Select each line where the word "index" appears.

Source records
________________________________________
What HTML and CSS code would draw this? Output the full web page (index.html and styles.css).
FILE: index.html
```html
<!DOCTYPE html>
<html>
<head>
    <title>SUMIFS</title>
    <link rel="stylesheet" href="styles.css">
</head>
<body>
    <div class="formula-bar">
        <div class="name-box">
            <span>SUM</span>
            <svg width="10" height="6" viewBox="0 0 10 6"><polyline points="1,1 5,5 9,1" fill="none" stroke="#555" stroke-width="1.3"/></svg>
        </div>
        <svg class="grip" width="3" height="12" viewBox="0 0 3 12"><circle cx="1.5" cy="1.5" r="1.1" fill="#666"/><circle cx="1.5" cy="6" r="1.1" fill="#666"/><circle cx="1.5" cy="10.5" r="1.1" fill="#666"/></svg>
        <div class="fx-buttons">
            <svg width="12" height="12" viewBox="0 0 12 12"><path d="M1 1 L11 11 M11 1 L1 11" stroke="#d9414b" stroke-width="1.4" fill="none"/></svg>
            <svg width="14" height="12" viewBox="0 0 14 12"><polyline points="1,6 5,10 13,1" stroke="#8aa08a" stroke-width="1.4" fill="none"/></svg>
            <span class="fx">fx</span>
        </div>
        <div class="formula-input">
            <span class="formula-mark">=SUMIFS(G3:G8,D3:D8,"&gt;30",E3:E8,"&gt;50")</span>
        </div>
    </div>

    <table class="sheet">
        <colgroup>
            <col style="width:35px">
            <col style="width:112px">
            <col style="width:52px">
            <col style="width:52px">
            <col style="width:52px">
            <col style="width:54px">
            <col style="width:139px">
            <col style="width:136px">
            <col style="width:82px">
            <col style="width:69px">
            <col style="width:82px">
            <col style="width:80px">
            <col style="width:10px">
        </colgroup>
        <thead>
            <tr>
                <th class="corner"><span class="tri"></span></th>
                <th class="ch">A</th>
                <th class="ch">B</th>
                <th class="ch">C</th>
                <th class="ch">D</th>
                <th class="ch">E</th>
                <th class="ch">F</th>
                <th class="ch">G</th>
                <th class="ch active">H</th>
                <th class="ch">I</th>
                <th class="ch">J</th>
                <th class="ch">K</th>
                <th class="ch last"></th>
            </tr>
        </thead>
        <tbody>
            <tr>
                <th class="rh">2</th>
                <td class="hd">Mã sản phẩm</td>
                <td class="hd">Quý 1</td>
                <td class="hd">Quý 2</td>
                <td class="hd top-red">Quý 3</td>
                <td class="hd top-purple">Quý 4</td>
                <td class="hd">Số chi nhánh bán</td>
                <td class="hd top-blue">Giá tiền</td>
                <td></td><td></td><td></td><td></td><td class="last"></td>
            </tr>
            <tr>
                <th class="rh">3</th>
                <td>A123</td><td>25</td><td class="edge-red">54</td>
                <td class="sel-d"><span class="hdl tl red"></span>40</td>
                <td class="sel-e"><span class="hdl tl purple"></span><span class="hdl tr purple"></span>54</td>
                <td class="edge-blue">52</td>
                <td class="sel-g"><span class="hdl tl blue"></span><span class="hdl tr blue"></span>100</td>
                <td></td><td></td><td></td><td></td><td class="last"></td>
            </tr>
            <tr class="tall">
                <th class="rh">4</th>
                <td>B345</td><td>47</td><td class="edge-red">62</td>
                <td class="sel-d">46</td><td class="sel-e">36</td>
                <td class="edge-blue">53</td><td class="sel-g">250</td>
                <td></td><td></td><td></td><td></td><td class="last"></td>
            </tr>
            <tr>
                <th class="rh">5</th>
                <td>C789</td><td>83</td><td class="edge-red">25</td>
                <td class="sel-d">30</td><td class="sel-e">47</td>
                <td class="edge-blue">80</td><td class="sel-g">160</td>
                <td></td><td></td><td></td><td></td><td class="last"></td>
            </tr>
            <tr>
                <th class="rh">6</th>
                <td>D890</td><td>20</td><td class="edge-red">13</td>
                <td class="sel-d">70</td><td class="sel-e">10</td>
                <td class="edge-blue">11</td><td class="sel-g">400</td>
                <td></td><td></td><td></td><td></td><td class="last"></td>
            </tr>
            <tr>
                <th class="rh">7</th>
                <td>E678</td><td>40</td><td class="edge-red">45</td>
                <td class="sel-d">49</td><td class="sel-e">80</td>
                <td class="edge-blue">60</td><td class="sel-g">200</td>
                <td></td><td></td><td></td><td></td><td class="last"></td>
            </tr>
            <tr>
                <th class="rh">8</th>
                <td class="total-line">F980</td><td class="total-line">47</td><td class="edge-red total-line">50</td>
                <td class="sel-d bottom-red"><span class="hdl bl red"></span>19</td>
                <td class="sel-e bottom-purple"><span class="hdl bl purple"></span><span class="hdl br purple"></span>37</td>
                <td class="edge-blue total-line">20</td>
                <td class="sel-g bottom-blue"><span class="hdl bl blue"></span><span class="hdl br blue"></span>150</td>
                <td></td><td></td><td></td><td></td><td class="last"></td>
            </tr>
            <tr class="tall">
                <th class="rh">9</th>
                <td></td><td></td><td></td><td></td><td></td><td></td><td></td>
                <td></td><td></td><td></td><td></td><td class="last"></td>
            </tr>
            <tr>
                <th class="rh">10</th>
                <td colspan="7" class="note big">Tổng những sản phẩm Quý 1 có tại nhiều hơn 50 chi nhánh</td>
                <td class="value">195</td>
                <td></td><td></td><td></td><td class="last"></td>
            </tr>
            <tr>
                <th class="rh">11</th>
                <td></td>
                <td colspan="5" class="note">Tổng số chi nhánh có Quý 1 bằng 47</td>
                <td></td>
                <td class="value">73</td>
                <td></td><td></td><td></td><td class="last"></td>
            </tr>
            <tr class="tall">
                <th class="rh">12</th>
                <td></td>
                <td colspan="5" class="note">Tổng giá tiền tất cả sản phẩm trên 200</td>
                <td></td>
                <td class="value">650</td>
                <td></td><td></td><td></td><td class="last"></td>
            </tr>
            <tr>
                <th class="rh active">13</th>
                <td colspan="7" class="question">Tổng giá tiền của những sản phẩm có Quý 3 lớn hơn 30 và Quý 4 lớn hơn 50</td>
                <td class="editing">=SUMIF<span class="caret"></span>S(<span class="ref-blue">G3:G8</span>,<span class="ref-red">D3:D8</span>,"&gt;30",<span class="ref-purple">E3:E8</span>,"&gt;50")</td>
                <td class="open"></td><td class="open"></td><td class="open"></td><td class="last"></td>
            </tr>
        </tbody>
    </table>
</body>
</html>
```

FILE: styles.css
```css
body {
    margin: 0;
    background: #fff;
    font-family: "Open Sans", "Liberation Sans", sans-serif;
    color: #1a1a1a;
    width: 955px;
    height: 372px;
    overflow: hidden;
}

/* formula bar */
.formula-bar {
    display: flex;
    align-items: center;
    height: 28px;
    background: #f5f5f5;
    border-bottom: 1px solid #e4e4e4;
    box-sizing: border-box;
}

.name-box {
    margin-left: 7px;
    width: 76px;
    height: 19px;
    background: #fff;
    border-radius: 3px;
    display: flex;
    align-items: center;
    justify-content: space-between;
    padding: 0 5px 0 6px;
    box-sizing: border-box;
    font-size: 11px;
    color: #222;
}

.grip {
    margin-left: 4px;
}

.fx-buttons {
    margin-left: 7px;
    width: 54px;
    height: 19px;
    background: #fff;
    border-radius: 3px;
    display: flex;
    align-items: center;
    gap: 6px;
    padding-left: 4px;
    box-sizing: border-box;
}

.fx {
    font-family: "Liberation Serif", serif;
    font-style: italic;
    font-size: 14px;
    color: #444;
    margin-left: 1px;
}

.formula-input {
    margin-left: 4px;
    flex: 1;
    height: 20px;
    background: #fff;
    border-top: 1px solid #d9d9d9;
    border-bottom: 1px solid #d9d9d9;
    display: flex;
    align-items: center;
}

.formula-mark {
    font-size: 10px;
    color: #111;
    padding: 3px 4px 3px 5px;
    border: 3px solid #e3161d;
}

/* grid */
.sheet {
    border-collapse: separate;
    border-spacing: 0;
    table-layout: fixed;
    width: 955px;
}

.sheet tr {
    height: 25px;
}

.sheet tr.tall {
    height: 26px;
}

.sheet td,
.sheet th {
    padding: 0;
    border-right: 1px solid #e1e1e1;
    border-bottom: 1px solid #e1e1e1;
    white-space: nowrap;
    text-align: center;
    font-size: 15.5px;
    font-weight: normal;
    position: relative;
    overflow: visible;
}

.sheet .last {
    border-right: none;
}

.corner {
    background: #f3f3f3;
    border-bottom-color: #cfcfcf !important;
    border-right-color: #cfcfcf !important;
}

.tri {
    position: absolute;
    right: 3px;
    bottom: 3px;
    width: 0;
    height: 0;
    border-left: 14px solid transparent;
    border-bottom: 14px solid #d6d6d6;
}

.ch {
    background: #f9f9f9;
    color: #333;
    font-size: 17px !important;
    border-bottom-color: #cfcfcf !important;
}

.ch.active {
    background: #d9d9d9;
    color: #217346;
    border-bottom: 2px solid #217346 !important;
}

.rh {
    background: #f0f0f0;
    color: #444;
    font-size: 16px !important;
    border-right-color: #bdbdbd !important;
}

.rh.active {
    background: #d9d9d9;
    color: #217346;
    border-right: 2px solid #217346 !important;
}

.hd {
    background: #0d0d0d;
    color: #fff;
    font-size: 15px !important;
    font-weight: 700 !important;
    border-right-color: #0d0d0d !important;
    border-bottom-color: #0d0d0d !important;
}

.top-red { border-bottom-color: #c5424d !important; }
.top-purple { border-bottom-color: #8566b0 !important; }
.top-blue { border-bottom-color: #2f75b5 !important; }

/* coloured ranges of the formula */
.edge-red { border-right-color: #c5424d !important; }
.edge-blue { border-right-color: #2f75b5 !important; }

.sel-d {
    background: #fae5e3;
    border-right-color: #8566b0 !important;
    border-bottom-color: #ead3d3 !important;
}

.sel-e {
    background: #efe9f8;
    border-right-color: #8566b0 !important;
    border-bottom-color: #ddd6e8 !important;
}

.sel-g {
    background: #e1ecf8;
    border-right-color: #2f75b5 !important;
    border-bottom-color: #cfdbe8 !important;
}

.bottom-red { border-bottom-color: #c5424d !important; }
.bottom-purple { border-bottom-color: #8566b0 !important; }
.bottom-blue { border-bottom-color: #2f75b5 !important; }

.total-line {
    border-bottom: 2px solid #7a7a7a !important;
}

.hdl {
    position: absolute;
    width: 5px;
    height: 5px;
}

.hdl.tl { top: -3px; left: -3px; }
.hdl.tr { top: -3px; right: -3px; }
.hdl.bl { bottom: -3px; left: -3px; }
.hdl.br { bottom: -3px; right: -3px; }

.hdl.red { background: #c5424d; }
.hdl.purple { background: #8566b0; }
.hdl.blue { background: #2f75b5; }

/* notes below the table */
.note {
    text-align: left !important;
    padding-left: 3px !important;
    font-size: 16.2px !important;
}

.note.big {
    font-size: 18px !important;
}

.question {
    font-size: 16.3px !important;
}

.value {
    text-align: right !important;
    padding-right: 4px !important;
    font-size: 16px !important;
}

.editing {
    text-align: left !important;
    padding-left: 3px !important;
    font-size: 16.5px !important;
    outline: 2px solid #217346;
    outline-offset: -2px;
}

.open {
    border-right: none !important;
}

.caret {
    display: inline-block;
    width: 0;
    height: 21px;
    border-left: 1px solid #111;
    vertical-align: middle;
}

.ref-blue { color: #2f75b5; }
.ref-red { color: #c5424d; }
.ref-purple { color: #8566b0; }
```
________________________________________
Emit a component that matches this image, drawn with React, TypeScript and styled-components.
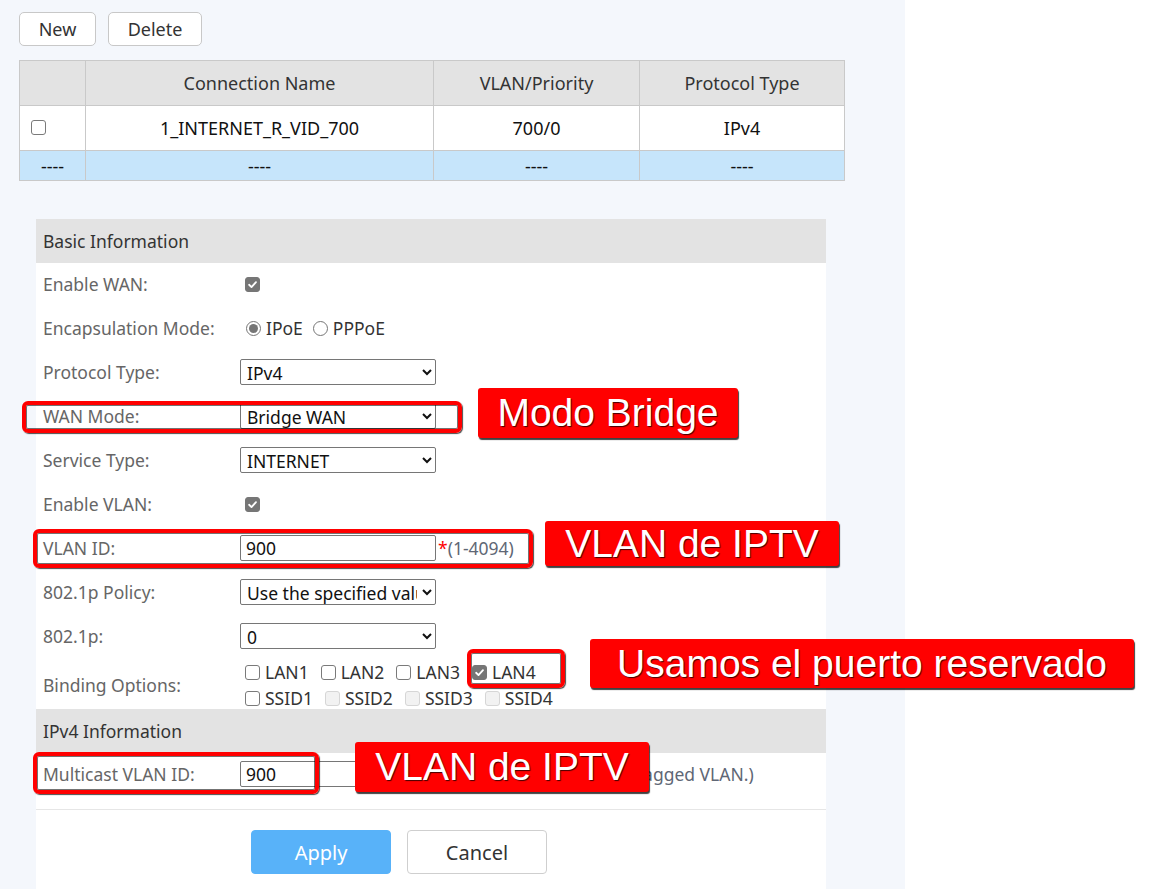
________________________________________
Exercise output
What HTML and CSS code would draw this? Output the full web page (index.html and styles.css).
FILE: index.html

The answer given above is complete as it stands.